Sausages and gherkins were the food staples of Wurm’s Austrian upbringing. “As well as this, they may remind people of a very specific part of a man,” he says. “Our history is male-dominated, and our world is in a pretty bad shape and that’s because (or probably because) men were running history over thousands of years – so this is my comment on manhood.”

Erwin Wurm, Modesty, 2021.
Erwin Wurm, Modesty, 2021. Photograph: /Studio Erwin Wurm/Thaddaeus Ropac Gallery. Photo: Jonty Wilde/YSP.

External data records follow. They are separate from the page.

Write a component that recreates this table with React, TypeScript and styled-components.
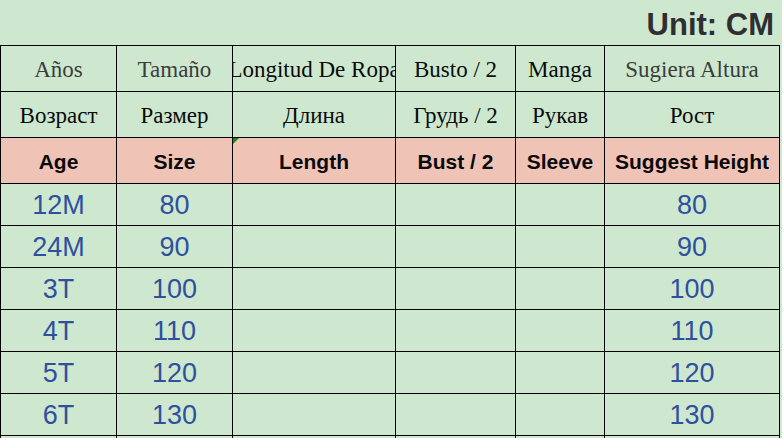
import React from "react";
import styled, { createGlobalStyle, css } from "styled-components";

const GlobalStyle = createGlobalStyle`
  html, body {
    margin: 0;
    padding: 0;
    background: #cde8cf;
    overflow: hidden;
  }
  #root {
    width: 782px;
    height: 438px;
    overflow: hidden;
  }
`;

const Page = styled.div`
  width: 782px;
  height: 438px;
  background: #cde8cf;
  display: flex;
  flex-direction: column;
  overflow: hidden;
`;

const UnitBar = styled.div`
  height: 45px;
  flex: 0 0 45px;
  display: flex;
  justify-content: flex-end;
  padding-right: 8px;
  font-family: "Liberation Sans", Arial, sans-serif;
  font-weight: 700;
  font-size: 31px;
  line-height: 50px;
  color: #2f2f33;
`;

const Grid = styled.div`
  display: grid;
  grid-template-columns: 116px 116px 163px 120px 89px 175px;
  grid-template-rows: 46px 46px 46px;
  grid-auto-rows: 42px;
  width: 780px;
  box-sizing: border-box;
  border-left: 1px solid #000;
  border-top: 1px solid #000;
`;

type Variant = "es" | "ru" | "en" | "data";

const Cell = styled.div<{ $variant: Variant; $dim?: boolean; $flag?: boolean }>`
  position: relative;
  box-sizing: border-box;
  border-right: 1px solid #000;
  border-bottom: 1px solid #000;
  display: flex;
  align-items: center;
  justify-content: center;
  white-space: nowrap;
  overflow: hidden;
  background: #cde8cf;

  ${({ $variant, $dim }) =>
    $variant === "es" || $variant === "ru"
      ? css`
          font-family: "Liberation Serif", "Times New Roman", serif;
          font-size: 23px;
          padding-top: 2px;
          color: ${$dim ? "#3c3c3c" : "#0a0a0a"};
        `
      : $variant === "en"
      ? css`
          background: #f0c3b7;
          font-family: "Liberation Sans", Arial, sans-serif;
          font-weight: 700;
          font-size: 21px;
          padding-top: 3px;
          color: #0a0a0a;
        `
      : css`
          font-family: "Liberation Sans", Arial, sans-serif;
          font-size: 27px;
          padding-top: 2px;
          color: #30509e;
        `}

  ${({ $flag }) =>
    $flag &&
    css`
      &::before {
        content: "";
        position: absolute;
        left: 0;
        top: 0;
        border-top: 6px solid #138a13;
        border-right: 6px solid transparent;
      }
    `}
`;

const spanish: [string, boolean][] = [
  ["Años", true],
  ["Tamaño", true],
  ["Longitud De Ropa", false],
  ["Busto / 2", false],
  ["Manga", false],
  ["Sugiera Altura", true],
];

const russian = ["Возраст", "Размер", "Длина", "Грудь / 2", "Рукав", "Рост"];

const english = ["Age", "Size", "Length", "Bust / 2", "Sleeve", "Suggest Height"];

const rows = [
  ["12M", "80", "", "", "", "80"],
  ["24M", "90", "", "", "", "90"],
  ["3T", "100", "", "", "", "100"],
  ["4T", "110", "", "", "", "110"],
  ["5T", "120", "", "", "", "120"],
  ["6T", "130", "", "", "", "130"],
  ["", "", "", "", "", ""],
];

export default function App() {
  return (
    <>
      <GlobalStyle />
      <Page>
        <UnitBar>Unit: CM</UnitBar>
        <Grid>
          {spanish.map(([t, dim], i) => (
            <Cell key={`es${i}`} $variant="es" $dim={dim}>
              {t}
            </Cell>
          ))}
          {russian.map((t, i) => (
            <Cell key={`ru${i}`} $variant="ru">
              {t}
            </Cell>
          ))}
          {english.map((t, i) => (
            <Cell key={`en${i}`} $variant="en" $flag={i === 2}>
              {t}
            </Cell>
          ))}
          {rows.map((r, ri) =>
            r.map((t, ci) => (
              <Cell key={`d${ri}-${ci}`} $variant="data">
                {t}
              </Cell>
            ))
          )}
        </Grid>
      </Page>
    </>
  );
}
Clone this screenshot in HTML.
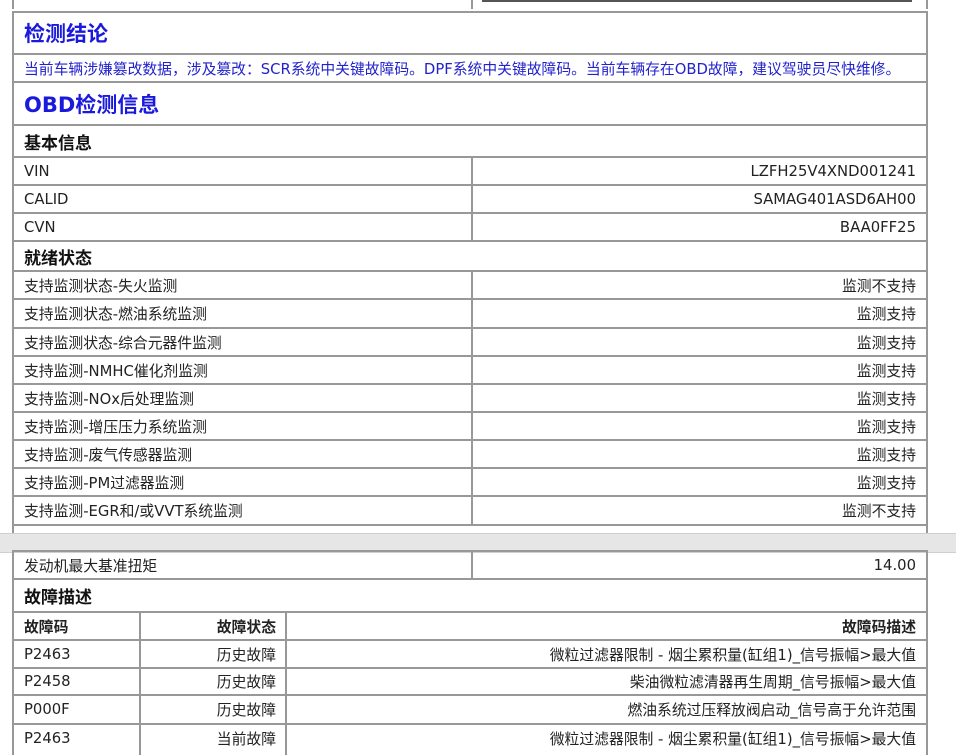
<!DOCTYPE html>
<html><head><meta charset="utf-8"><style>
body{margin:0;width:956px;height:746px;overflow:hidden;background:#fff;font-family:"DejaVu Sans","Noto Sans CJK SC",sans-serif;color:#222;position:relative}
.r{position:absolute;left:12px;width:912px;border-left:2px solid #989898;border-right:2px solid #989898;border-top:2px solid #989898;box-sizing:content-box}
.c{position:absolute;top:0;bottom:0;display:flex;align-items:center;font-size:14.8px;white-space:nowrap}
.l{left:10px}
.rt{right:10px;justify-content:flex-end}
.v{position:absolute;top:0;bottom:0;width:2px;background:#989898}
.h{font-size:17px;font-weight:bold;color:#111}
.band{position:absolute;left:0;width:956px;top:533px;height:18px;background:#e6e6e6;border-top:1px solid #cfcfcf;border-bottom:1px solid #cfcfcf}
</style></head><body>
<div class="r" style="top:-2px;height:11px;border-top:none"><div class="v" style="left:457px"></div><div style="position:absolute;left:468px;top:2px;width:430px;height:2px;background:#555"></div></div>
<div class="r" style="top:11px;height:40px"><div class="c l" style="font-size:21px;font-weight:bold;color:#1a1adc">检测结论</div></div>
<div class="r" style="top:53px;height:26px"><div class="c l" style="font-size:14.8px;color:#2222cc">当前车辆涉嫌篡改数据，涉及篡改：SCR系统中关键故障码。DPF系统中关键故障码。当前车辆存在OBD故障，建议驾驶员尽快维修。</div></div>
<div class="r" style="top:81px;height:41px"><div class="c l" style="font-size:21px;font-weight:bold;color:#1a1adc">OBD检测信息</div></div>
<div class="r" style="top:124px;height:30px"><div class="c l h">基本信息</div></div>
<div class="r" style="top:156px;height:26px"><div class="v" style="left:457px"></div><div class="c l">VIN</div><div class="c rt">LZFH25V4XND001241</div></div>
<div class="r" style="top:184px;height:26px"><div class="v" style="left:457px"></div><div class="c l">CALID</div><div class="c rt">SAMAG401ASD6AH00</div></div>
<div class="r" style="top:212px;height:26px"><div class="v" style="left:457px"></div><div class="c l">CVN</div><div class="c rt">BAA0FF25</div></div>
<div class="r" style="top:240px;height:28px"><div class="c l h">就绪状态</div></div>
<div class="r" style="top:270px;height:26px"><div class="v" style="left:457px"></div><div class="c l">支持监测状态-失火监测</div><div class="c rt">监测不支持</div></div>
<div class="r" style="top:298px;height:27px"><div class="v" style="left:457px"></div><div class="c l">支持监测状态-燃油系统监测</div><div class="c rt">监测支持</div></div>
<div class="r" style="top:327px;height:26px"><div class="v" style="left:457px"></div><div class="c l">支持监测状态-综合元器件监测</div><div class="c rt">监测支持</div></div>
<div class="r" style="top:355px;height:26px"><div class="v" style="left:457px"></div><div class="c l">支持监测-NMHC催化剂监测</div><div class="c rt">监测支持</div></div>
<div class="r" style="top:383px;height:26px"><div class="v" style="left:457px"></div><div class="c l">支持监测-NOx后处理监测</div><div class="c rt">监测支持</div></div>
<div class="r" style="top:411px;height:26px"><div class="v" style="left:457px"></div><div class="c l">支持监测-增压压力系统监测</div><div class="c rt">监测支持</div></div>
<div class="r" style="top:439px;height:26px"><div class="v" style="left:457px"></div><div class="c l">支持监测-废气传感器监测</div><div class="c rt">监测支持</div></div>
<div class="r" style="top:467px;height:26px"><div class="v" style="left:457px"></div><div class="c l">支持监测-PM过滤器监测</div><div class="c rt">监测支持</div></div>
<div class="r" style="top:495px;height:27px"><div class="v" style="left:457px"></div><div class="c l">支持监测-EGR和/或VVT系统监测</div><div class="c rt">监测不支持</div></div>
<div class="r" style="top:524px;height:10px"></div>
<div class="band"></div>
<div class="r" style="top:550px;height:26px"><div class="v" style="left:457px"></div><div class="c l">发动机最大基准扭矩</div><div class="c rt">14.00</div></div>
<div class="r" style="top:578px;height:31px"><div class="c l h">故障描述</div></div>
<div class="r" style="top:611px;height:26px"><div class="v" style="left:125px"></div><div class="v" style="left:271px"></div><div class="c l" style="font-weight:bold">故障码</div><div class="c" style="right:650px;font-weight:bold">故障状态</div><div class="c rt" style="font-weight:bold">故障码描述</div></div>
<div class="r" style="top:639px;height:26px"><div class="v" style="left:125px"></div><div class="v" style="left:271px"></div><div class="c l">P2463</div><div class="c" style="right:650px">历史故障</div><div class="c rt">微粒过滤器限制 - 烟尘累积量(缸组1)_信号振幅&gt;最大值</div></div>
<div class="r" style="top:667px;height:25px"><div class="v" style="left:125px"></div><div class="v" style="left:271px"></div><div class="c l">P2458</div><div class="c" style="right:650px">历史故障</div><div class="c rt">柴油微粒滤清器再生周期_信号振幅&gt;最大值</div></div>
<div class="r" style="top:694px;height:27px"><div class="v" style="left:125px"></div><div class="v" style="left:271px"></div><div class="c l">P000F</div><div class="c" style="right:650px">历史故障</div><div class="c rt">燃油系统过压释放阀启动_信号高于允许范围</div></div>
<div class="r" style="top:723px;height:30px"><div class="v" style="left:125px"></div><div class="v" style="left:271px"></div><div class="c l" style="top:-4px">P2463</div><div class="c" style="right:650px;top:-4px">当前故障</div><div class="c rt" style="top:-4px">微粒过滤器限制 - 烟尘累积量(缸组1)_信号振幅&gt;最大值</div></div>
</body></html>
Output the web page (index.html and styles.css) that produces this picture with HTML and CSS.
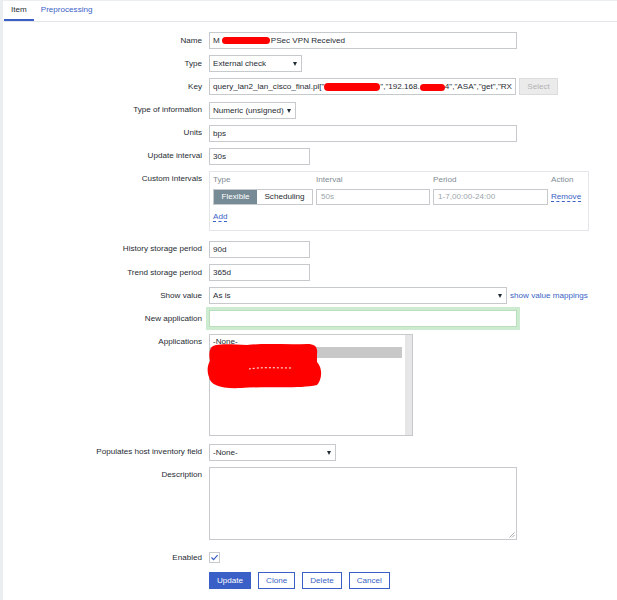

Wurst, 2021 (left); Modesty, 2021

Wurm’s recent and unexpected use of marble – that most traditional of sculptural materials – to capture everyday objects came “because there is such a contradiction between the bread and the sausage and the marble”, he says. “Transferring something into eternity that would normally last a minute while we eat it – such a symbol of our existence and life.”

Step, 2021 (main image)

Does carrying a designer bag make you a different person? “It can reduce us to a certain habit or taste,” Wurm says. This sculpture of a Hermès Birkin bag asks: “How do we fall into this trap of consumerism?” Like a lot of his work, it returns to the essential questions of identity, how we see ourselves, and how others see us.